What is expected — Give the count of lines holding the string "React" and nothing else.

Interface markup and scripts
____

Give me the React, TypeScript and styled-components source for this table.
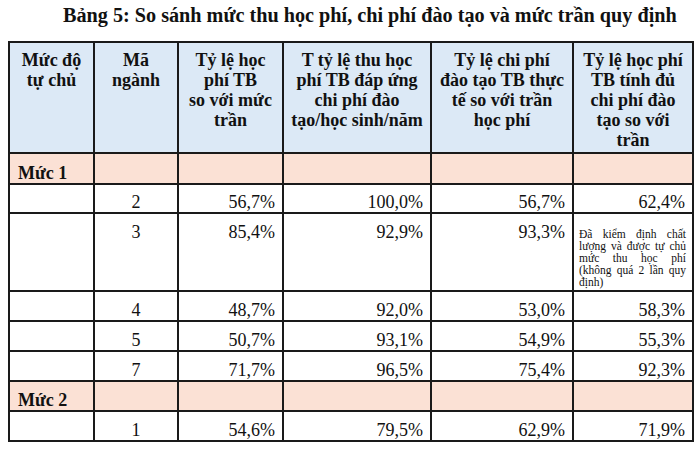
import React from "react";
import styled, { createGlobalStyle } from "styled-components";

const Global = createGlobalStyle`
  html, body { margin: 0; padding: 0; background: #ffffff; }
  body, table, th, td { font-family: "Liberation Serif", "Times New Roman", serif; color: #111111; }
`;

const Page = styled.div`
  width: 700px;
  height: 450px;
  padding: 0 8px;
  box-sizing: border-box;
  overflow: hidden;
`;

const Title = styled.h1`
  margin: 0;
  padding: 3px 0 0 55px;
  height: 41px;
  box-sizing: border-box;
  font-family: "Liberation Serif", "Times New Roman", serif;
  font-size: 20.2px;
  line-height: 24px;
  font-weight: 700;
  white-space: nowrap;
  color: #111111;
`;

const Table = styled.table`
  width: 684px;
  border-collapse: collapse;
  table-layout: fixed;
  border: 2px solid #1a1a1a;
  font-family: "Liberation Serif", "Times New Roman", serif;
`;

const Row = styled.tr<{ $h: number }>`
  height: ${(p) => p.$h}px;
`;

const HeadCell = styled.th`
  background: #dce9f6;
  border: 2px solid #1a1a1a;
  font-family: "Liberation Serif", "Times New Roman", serif;
  font-size: 18px;
  line-height: 20px;
  font-weight: 700;
  text-align: center;
  vertical-align: top;
  padding: 7px 2px 0;
`;

const GroupCell = styled.td`
  background: #fbe1d5;
  border: 2px solid #1a1a1a;
  font-family: "Liberation Serif", "Times New Roman", serif;
  font-size: 18px;
  line-height: 20px;
  font-weight: 700;
  text-align: left;
  vertical-align: bottom;
  padding: 0 8px 0;
`;

const Cell = styled.td<{ $align?: "center" | "right"; $top?: boolean }>`
  border: 2px solid #1a1a1a;
  font-family: "Liberation Serif", "Times New Roman", serif;
  font-size: 18px;
  line-height: 20px;
  text-align: ${(p) => p.$align ?? "right"};
  vertical-align: ${(p) => (p.$top ? "top" : "bottom")};
  padding: ${(p) => (p.$top ? "8px 7px 0" : "0 7px 0")};
`;

const NoteCell = styled.td`
  border: 2px solid #1a1a1a;
  font-family: "Liberation Serif", "Times New Roman", serif;
  font-size: 11.5px;
  line-height: 12px;
  text-align: justify;
  vertical-align: bottom;
  padding: 0 6px 2px 5px;
`;

const NoteText = styled.div`
  display: block;
  font-size: 11.5px;
  line-height: 12px;
`;

type DataRow = { code: string; v: string[]; note?: string; h: number };

const groups: { name: string; rows: DataRow[] }[] = [
  {
    name: "Mức 1",
    rows: [
      { code: "2", v: ["56,7%", "100,0%", "56,7%", "62,4%"], h: 29 },
      {
        code: "3",
        v: ["85,4%", "92,9%", "93,3%"],
        note: "Đã kiểm định chất lượng và được tự chủ mức thu học phí (không quá 2 lần quy định)",
        h: 78,
      },
      { code: "4", v: ["48,7%", "92,0%", "53,0%", "58,3%"], h: 30 },
      { code: "5", v: ["50,7%", "93,1%", "54,9%", "55,3%"], h: 30 },
      { code: "7", v: ["71,7%", "96,5%", "75,4%", "92,3%"], h: 30 },
    ],
  },
  {
    name: "Mức 2",
    rows: [{ code: "1", v: ["54,6%", "79,5%", "62,9%", "71,9%"], h: 30 }],
  },
];

const headers = [
  ["Mức độ", "tự chủ"],
  ["Mã", "ngành"],
  ["Tỷ lệ học", "phí TB", "so với mức", "trần"],
  ["T tỷ lệ thu học", "phí TB đáp ứng", "chi phí đào", "tạo/học sinh/năm"],
  ["Tỷ lệ chi phí", "đào tạo TB thực", "tế so với trần", "học phí"],
  ["Tỷ lệ học phí", "TB tính đủ", "chi phí đào", "tạo so với", "trần"],
];

const widths = [85, 84, 105, 148, 142, 120];

export default function App() {
  return (
    <Page>
      <Global />
      <Title>Bảng 5: So sánh mức thu học phí, chi phí đào tạo và mức trần quy định</Title>
      <Table>
        <colgroup>
          {widths.map((w, i) => (
            <col key={i} style={{ width: w }} />
          ))}
        </colgroup>
        <thead>
          <Row $h={111}>
            {headers.map((lines, i) => (
              <HeadCell key={i}>
                {lines.map((l, j) => (
                  <React.Fragment key={j}>
                    {l}
                    {j < lines.length - 1 && <br />}
                  </React.Fragment>
                ))}
              </HeadCell>
            ))}
          </Row>
        </thead>
        <tbody>
          {groups.map((g) => (
            <React.Fragment key={g.name}>
              <Row $h={g.name === "Mức 1" ? 31 : 30}>
                <GroupCell>{g.name}</GroupCell>
                <GroupCell />
                <GroupCell />
                <GroupCell />
                <GroupCell />
                <GroupCell />
              </Row>
              {g.rows.map((r) => {
                const top = !!r.note;
                return (
                  <Row $h={r.h} key={r.code}>
                    <Cell $top={top} />
                    <Cell $align="center" $top={top}>{r.code}</Cell>
                    {r.v.map((x, i) => (
                      <Cell key={i} $top={top}>{x}</Cell>
                    ))}
                    {r.note && (
                      <NoteCell>
                        <NoteText>{r.note}</NoteText>
                      </NoteCell>
                    )}
                  </Row>
                );
              })}
            </React.Fragment>
          ))}
        </tbody>
      </Table>
    </Page>
  );
}
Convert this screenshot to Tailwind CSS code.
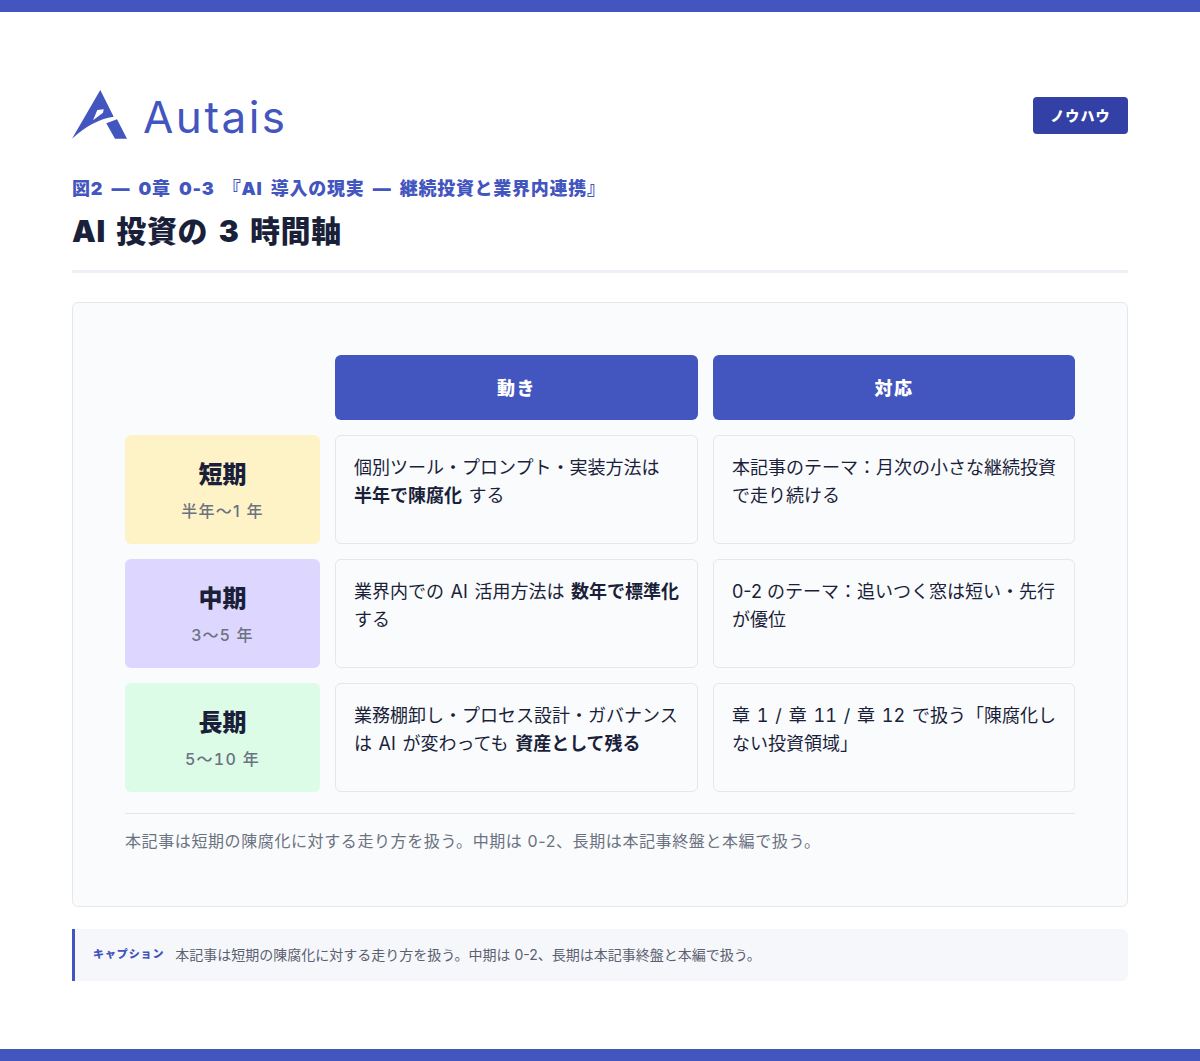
<!DOCTYPE html>
<html lang="ja">
<head>
  <meta charset="UTF-8" />
  <title>AI 投資の 3 時間軸</title>
  <script src="https://cdn.jsdelivr.net/npm/@tailwindcss/browser@4"></script>
</head>
<body class="bg-white text-[#1a1f3a] font-['Inter','Noto_Sans_CJK_JP',sans-serif] w-[1200px] h-[1061px] overflow-hidden flex flex-col">
  <div class="h-3 bg-[#4355be] shrink-0"></div>

  <main class="flex-1 px-[72px] pt-[78px]">
    <header class="flex items-center justify-between h-[50px]">
      <div class="flex items-center gap-[15px]">
        <svg width="56" height="50" viewBox="0 0 56 50" class="block">
          <path fill="#4355be" fill-rule="evenodd" d="M28.300 0 L41.700 26.700 Q20 30 0 48.700 Z M25.300 20 L31.700 19.300 L31 22.700 L21 30.300 Z"/>
          <path fill="#4355be" d="M34.300 33.300 L45 29.300 L55 48.700 L43 48.700 Z"/>
        </svg>
        <span class="pt-[3px] text-[44px] font-normal leading-none tracking-[2.500px] text-[#4355be]">Autais</span>
      </div>
      <span class="w-[95px] h-[37px] flex items-center justify-center rounded-[4px] bg-[#3340a5] text-white text-[14px] font-extrabold tracking-[0.08em]">ノウハウ</span>
    </header>

    <p class="mt-[36px] text-[#4355be] text-[18px] leading-[26px] font-black tracking-[0.04em] [word-spacing:4px]">図2 — 0章 0-3 『AI 導入の現実 — 継続投資と業界内連携』</p>
    <h1 class="mt-[10px] text-[30px] leading-[38px] font-black tracking-[0.02em] [word-spacing:4px]">AI 投資の 3 時間軸</h1>
    <div class="mt-[20px] h-[3px] bg-[#eef0f8]"></div>

    <section class="mt-[29px] h-[605px] bg-[#fafbfd] border border-[#e5e7eb] rounded-md px-[52px] pt-[52px]">
      <div class="grid grid-cols-[195px_363px_362px] grid-rows-[65px_109px_109px_109px] gap-[15px]">
        <div></div>
        <div class="pt-[1px] bg-[#4355be] text-white rounded-md flex items-center justify-center font-black text-[18px] tracking-[0.08em]">動き</div>
        <div class="pt-[1px] bg-[#4355be] text-white rounded-md flex items-center justify-center font-black text-[18px] tracking-[0.08em]">対応</div>

        <div class="pt-[3px] bg-[#fef3c7] rounded-md flex flex-col items-center justify-center">
          <div class="text-[24px] leading-[30px] font-black">短期</div>
          <div class="mt-[10px] text-[16px] leading-[22px] text-[#6b7280] font-medium tracking-[1.300px]">半年〜1 年</div>
        </div>
        <div class="bg-[#fafbfd] border border-[#e5e7eb] rounded-md px-[18px] pt-[18px] text-[18px] leading-[28px] [word-spacing:1.500px]">個別ツール・プロンプト・実装方法は <b class="font-bold">半年で陳腐化</b> する</div>
        <div class="bg-[#fafbfd] border border-[#e5e7eb] rounded-md px-[18px] pt-[18px] text-[18px] leading-[28px] [word-spacing:1.500px]">本記事のテーマ：月次の小さな継続投資で走り続ける</div>

        <div class="pt-[3px] bg-[#ddd6fe] rounded-md flex flex-col items-center justify-center">
          <div class="text-[24px] leading-[30px] font-black">中期</div>
          <div class="mt-[10px] text-[16px] leading-[22px] text-[#6b7280] font-medium tracking-[1.300px]">3〜5 年</div>
        </div>
        <div class="bg-[#fafbfd] border border-[#e5e7eb] rounded-md px-[18px] pt-[18px] text-[18px] leading-[28px] [word-spacing:1.500px]">業界内での AI 活用方法は <b class="font-bold">数年で標準化</b> する</div>
        <div class="bg-[#fafbfd] border border-[#e5e7eb] rounded-md px-[18px] pt-[18px] text-[18px] leading-[28px]">0-2 のテーマ：追いつく窓は短い・先行が優位</div>

        <div class="pt-[3px] bg-[#dcfce7] rounded-md flex flex-col items-center justify-center">
          <div class="text-[24px] leading-[30px] font-black">長期</div>
          <div class="mt-[10px] text-[16px] leading-[22px] text-[#6b7280] font-medium tracking-[1.300px] tabular-nums">5〜10 年</div>
        </div>
        <div class="bg-[#fafbfd] border border-[#e5e7eb] rounded-md px-[18px] pt-[18px] text-[18px] leading-[28px] [word-spacing:1.500px]">業務棚卸し・プロセス設計・ガバナンスは AI が変わっても <b class="font-bold">資産として残る</b></div>
        <div class="bg-[#fafbfd] border border-[#e5e7eb] rounded-md px-[18px] pt-[18px] text-[18px] leading-[28px] [word-spacing:2px] tabular-nums">章 1 / 章 11 / 章 12 で扱う「陳腐化しない投資領域」</div>
      </div>
      <p class="mt-[21px] border-t border-[#e5e7eb] pt-[15px] text-[16px] leading-[24px] tracking-[0.6px] text-[#6b7280]">本記事は短期の陳腐化に対する走り方を扱う。中期は 0-2、長期は本記事終盤と本編で扱う。</p>
    </section>

    <aside class="mt-[22px] h-[52px] bg-[#f6f7fb] border-l-[3px] border-[#4355be] rounded-r-md pl-[18px] pb-[2px] flex items-center gap-[11px]">
      <span class="text-[11px] font-black text-[#4355be] tracking-[0.08em]">キャプション</span>
      <span class="text-[14px] text-[#5b6170]">本記事は短期の陳腐化に対する走り方を扱う。中期は 0-2、長期は本記事終盤と本編で扱う。</span>
    </aside>
  </main>

  <div class="h-3 bg-[#4355be] shrink-0"></div>
</body>
</html>
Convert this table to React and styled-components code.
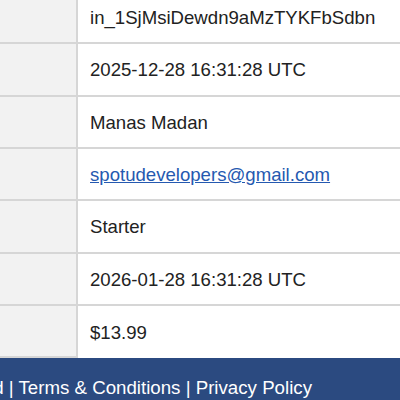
import React from "react"
import styled, { createGlobalStyle } from "styled-components"

const GlobalStyle = createGlobalStyle`
  html, body {
    margin: 0;
    padding: 0;
    background: #ffffff;
  }
  body {
    font-family: "Liberation Sans", Arial, sans-serif;
    width: 400px;
    height: 400px;
    overflow: hidden;
  }
`

const Page = styled.div`
  width: 400px;
  height: 400px;
  overflow: hidden;
  display: flex;
  flex-direction: column;
`

const Details = styled.div`
  display: grid;
  grid-template-columns: 78px 1fr;
  margin-top: -8px;
`

const Label = styled.div`
  height: 52.33px;
  box-sizing: border-box;
  background: #f2f2f2;
  border-right: 2px solid #d6d6d6;
  border-bottom: 2px solid #d6d6d6;
`

const Value = styled.div`
  height: 52.33px;
  box-sizing: border-box;
  padding: 2px 0 0 12px;
  display: flex;
  align-items: center;
  border-bottom: 2px solid #d6d6d6;
  font-size: 18.6px;
  color: #222222;
  white-space: nowrap;
  overflow: hidden;

  &:last-child {
    border-bottom: none;
  }

  a {
    color: #2559b0;
    text-decoration: underline;
  }
`

const Footer = styled.footer`
  flex: 1 0 auto;
  min-height: 60px;
  box-sizing: border-box;
  background: #2b4a80;
  color: #ffffff;
  display: flex;
  justify-content: flex-end;
  align-items: flex-start;
  padding: 19px 88px 0 0;
  font-size: 18.7px;
  white-space: nowrap;
  overflow: hidden;
`

const rows = [
  { value: "in_1SjMsiDewdn9aMzTYKFbSdbn" },
  { value: "2025-12-28 16:31:28 UTC" },
  { value: "Manas Madan" },
  { value: "spotudevelopers@gmail.com", email: true },
  { value: "Starter" },
  { value: "2026-01-28 16:31:28 UTC" },
  { value: "$13.99" },
]

const App = () => {
  return (
    <>
      <GlobalStyle />
      <Page>
        <Details>
          {rows.map((row, i) => (
            <React.Fragment key={i}>
              <Label />
              <Value>
                {row.email ? (
                  <a href={`mailto:${row.value}`}>{row.value}</a>
                ) : (
                  row.value
                )}
              </Value>
            </React.Fragment>
          ))}
        </Details>
        <Footer>
          © 2025 SpotU. All rights reserved | Terms &amp; Conditions | Privacy
          Policy
        </Footer>
      </Page>
    </>
  )
}

export default App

____

Finished task — 10